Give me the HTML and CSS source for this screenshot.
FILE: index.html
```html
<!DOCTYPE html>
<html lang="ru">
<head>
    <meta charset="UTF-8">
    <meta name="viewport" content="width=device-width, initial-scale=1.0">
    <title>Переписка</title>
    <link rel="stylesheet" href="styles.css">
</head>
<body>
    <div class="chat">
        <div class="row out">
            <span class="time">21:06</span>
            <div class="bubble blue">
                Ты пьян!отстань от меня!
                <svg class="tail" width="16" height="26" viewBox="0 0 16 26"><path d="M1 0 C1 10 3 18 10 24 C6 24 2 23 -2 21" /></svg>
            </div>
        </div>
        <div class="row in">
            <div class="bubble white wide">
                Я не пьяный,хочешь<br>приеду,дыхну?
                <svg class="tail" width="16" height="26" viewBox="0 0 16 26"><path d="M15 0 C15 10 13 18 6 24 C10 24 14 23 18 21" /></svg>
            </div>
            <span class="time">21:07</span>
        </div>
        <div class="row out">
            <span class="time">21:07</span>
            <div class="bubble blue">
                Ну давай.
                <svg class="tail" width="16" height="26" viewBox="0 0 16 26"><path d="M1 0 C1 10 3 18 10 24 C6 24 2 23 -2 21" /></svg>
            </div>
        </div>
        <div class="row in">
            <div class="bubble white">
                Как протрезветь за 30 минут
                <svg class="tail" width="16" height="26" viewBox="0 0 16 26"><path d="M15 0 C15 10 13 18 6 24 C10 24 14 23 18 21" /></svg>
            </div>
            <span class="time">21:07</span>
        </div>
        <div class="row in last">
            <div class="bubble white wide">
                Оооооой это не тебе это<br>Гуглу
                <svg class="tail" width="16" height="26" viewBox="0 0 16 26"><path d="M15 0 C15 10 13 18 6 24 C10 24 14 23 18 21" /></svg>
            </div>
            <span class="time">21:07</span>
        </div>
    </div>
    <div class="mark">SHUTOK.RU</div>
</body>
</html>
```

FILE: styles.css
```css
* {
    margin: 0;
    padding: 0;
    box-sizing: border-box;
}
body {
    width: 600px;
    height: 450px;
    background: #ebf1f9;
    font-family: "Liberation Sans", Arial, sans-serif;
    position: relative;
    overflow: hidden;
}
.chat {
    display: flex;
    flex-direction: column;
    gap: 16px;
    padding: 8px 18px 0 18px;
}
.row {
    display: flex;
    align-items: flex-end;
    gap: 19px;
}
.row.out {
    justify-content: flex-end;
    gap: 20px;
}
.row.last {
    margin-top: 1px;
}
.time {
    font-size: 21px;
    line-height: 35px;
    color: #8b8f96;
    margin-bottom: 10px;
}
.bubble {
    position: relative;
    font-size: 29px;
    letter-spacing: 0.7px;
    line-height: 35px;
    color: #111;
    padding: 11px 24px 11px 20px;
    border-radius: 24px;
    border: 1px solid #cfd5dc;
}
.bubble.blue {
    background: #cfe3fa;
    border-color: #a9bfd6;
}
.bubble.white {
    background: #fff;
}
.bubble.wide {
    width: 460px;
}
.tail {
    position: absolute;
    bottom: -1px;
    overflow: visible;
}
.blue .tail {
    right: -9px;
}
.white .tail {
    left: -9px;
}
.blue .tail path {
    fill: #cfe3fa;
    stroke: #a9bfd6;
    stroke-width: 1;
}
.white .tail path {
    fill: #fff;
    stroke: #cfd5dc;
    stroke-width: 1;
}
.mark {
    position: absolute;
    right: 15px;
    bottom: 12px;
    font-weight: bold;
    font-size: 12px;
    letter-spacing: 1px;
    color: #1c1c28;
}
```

---

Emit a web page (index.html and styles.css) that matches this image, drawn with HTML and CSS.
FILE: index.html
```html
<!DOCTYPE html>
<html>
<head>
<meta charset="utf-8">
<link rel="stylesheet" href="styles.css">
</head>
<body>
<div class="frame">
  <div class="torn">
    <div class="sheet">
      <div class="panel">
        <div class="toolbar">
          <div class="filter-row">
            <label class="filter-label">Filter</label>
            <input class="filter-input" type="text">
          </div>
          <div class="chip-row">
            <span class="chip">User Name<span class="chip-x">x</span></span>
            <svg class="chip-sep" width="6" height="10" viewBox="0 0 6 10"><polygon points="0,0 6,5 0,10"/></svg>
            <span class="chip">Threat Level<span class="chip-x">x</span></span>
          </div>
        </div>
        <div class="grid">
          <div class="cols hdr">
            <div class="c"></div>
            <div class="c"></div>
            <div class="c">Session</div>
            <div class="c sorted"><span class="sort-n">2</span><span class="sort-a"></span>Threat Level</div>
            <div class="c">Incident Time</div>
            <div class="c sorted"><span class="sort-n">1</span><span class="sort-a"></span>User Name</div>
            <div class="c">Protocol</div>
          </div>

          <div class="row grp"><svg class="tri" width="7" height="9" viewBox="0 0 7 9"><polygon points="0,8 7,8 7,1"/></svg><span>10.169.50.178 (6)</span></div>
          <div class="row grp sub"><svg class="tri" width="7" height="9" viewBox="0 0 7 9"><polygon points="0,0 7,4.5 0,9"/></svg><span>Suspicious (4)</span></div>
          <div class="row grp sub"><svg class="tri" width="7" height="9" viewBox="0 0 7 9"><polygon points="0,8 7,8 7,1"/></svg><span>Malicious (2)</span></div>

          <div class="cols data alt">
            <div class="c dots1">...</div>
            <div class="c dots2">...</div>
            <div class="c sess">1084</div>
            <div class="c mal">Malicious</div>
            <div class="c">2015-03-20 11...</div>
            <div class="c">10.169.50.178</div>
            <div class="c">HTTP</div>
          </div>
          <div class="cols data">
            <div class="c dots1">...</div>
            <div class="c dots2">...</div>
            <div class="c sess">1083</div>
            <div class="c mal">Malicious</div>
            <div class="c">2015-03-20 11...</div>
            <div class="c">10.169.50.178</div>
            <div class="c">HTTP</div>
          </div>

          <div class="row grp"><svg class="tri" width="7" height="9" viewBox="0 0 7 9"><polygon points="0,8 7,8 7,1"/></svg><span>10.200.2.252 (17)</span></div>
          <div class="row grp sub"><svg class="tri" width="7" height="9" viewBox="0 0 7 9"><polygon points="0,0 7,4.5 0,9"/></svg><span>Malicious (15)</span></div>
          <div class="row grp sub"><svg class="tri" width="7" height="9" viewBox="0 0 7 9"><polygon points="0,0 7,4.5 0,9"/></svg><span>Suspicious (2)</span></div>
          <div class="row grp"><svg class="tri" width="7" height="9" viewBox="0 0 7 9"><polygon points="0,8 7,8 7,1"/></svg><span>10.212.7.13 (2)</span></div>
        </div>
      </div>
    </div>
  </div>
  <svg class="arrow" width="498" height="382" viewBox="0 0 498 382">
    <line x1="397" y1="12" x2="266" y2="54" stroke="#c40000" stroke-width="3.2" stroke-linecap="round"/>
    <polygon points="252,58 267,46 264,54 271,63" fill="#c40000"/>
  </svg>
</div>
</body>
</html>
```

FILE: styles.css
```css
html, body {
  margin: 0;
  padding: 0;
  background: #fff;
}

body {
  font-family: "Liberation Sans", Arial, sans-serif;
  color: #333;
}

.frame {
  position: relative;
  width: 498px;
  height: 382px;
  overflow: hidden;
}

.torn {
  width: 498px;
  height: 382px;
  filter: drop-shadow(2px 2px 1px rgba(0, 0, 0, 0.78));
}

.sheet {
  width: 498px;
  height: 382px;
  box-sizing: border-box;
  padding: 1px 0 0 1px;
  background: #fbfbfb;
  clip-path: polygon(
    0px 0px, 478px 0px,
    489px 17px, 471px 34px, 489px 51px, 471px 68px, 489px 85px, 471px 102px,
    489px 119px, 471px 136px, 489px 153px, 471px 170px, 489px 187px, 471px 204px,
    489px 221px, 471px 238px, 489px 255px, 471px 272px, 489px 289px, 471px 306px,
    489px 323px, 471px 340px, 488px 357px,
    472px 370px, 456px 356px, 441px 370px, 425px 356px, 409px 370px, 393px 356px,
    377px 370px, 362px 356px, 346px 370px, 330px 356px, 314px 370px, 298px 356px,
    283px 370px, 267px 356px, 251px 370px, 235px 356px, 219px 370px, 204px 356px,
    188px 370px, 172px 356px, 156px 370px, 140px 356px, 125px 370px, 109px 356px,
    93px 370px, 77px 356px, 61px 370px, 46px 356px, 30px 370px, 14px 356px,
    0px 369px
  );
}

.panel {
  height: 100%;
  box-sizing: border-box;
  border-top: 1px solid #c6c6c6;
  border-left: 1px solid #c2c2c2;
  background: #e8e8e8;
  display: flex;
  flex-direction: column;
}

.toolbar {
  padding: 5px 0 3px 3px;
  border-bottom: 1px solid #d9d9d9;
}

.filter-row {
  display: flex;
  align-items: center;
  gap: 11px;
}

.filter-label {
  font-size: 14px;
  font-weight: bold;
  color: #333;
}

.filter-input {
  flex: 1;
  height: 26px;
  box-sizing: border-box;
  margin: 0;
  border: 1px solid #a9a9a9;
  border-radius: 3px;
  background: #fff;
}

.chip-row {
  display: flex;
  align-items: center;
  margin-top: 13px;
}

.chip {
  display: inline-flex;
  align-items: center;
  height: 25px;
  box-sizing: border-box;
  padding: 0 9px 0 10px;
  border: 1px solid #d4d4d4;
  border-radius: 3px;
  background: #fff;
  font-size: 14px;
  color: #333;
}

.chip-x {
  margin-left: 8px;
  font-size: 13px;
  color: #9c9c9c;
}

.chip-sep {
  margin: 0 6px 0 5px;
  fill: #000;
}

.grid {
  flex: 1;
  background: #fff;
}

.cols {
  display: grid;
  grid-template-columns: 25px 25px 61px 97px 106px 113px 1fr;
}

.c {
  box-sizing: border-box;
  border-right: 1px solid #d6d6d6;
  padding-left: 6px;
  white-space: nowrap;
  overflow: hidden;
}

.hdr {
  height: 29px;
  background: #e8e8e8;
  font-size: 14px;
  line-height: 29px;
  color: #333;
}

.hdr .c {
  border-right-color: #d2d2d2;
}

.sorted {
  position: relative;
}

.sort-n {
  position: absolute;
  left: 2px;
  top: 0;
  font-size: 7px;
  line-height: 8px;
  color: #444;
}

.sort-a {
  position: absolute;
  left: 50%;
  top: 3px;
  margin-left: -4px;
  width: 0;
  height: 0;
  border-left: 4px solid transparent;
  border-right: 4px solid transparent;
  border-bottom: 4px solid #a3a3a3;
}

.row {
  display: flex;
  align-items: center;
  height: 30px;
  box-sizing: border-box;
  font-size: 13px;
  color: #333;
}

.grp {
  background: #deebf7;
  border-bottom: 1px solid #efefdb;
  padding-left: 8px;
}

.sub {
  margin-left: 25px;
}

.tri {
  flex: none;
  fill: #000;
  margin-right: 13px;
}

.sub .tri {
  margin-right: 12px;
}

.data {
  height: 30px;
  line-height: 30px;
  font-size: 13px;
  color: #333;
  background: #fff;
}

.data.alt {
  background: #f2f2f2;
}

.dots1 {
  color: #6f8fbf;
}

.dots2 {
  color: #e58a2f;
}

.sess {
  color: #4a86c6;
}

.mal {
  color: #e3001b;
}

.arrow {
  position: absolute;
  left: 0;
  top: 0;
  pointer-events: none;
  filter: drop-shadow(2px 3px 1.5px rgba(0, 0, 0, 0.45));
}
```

■ Aim ■
List the lines of the material in which the word "this" occurs.

■ Task output ■
Give me the HTML and CSS source for this screenshot.
Emit a web page (index.html and styles.css) that matches this image, drawn with HTML and CSS.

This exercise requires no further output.